Manitoba Harvest found that the insights from product testing gave the marketing team confidence in key geographic areas where they could avoid confusion and retain consumers.
Tilray also taps into the consumer insights data for retailer meetings. For one meeting, it surveyed consumers on trending flavors, formats, and functional ingredients. Then, it used the data to present a trend analysis instead of the traditional sales deck. It also matched the data to the retailer’s existing products.
“We led them on a journey to identify the white space opportunity in their portfolio,” Rebecca explains.
Tilray also used the data to showcase its customization capabilities. "It really built credibility for us as a business and as a partner. It was a totally different approach to sales and marketing, which engaged and strengthened our relationship with them."
Consumer insights also allowed Tilray to tap into cultural moments, such as Dry January — a key marketing event in the functional beverage space.
Using the insights data, Tilray learned what consumers qualify as “dry.” Then, it used the results for public relations outreach.
"We took that to several media outlets, and we were able to be quoted and be participants in a lot of Dry January conversations," Rebecca notes.
The Dry January effort also led to product placement in several outlets.
Building the consumer insights pyramid
Joshua describes the consumer insights platform as a pyramid. At the base sits data from a usage and attitude study — a range of questions about the consumer's emotional and functional needs, where they're shopping, and which competitors they're purchasing.
Those insights generate opportunities to extend a product range, create a new service or product, or alter messaging or collateral.
In the middle are research frameworks — the concept and message tests. “That is the function that goes out to market, goes to the consumers that you need to speak to overnight, and comes back into the Ideally platform,” Joshua says.
At the top of the pyramid is the synthetic element, the AI-generated predictions, simulations, or audience models derived from historical human research. But they must be grounded in real human research with guardrails and consistent methodologies.
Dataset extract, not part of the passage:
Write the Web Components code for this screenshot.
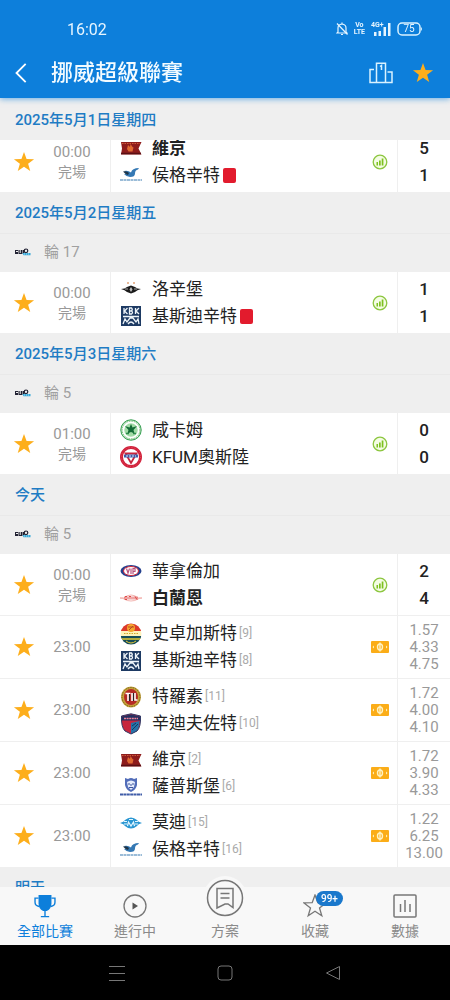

“A synthetic layer sitting on top of a decade’s worth of true research that has continuously used the same methodology — you will have very high confidence,” Joshua says. “Bringing the human in the loop is where you get the nuance, where you get the edges that really bolster both your creativity and your innovation.”
Applying lessons learned along the way
Tilray’s strategy to embed consumer insights across innovation, sales, and PR pays off across its brand portfolio.
"It helps us test and learn," Rebecca says.
Real-time consumer insights from humans assisted by AI make it possible to evolve a brand without losing the customers who built it.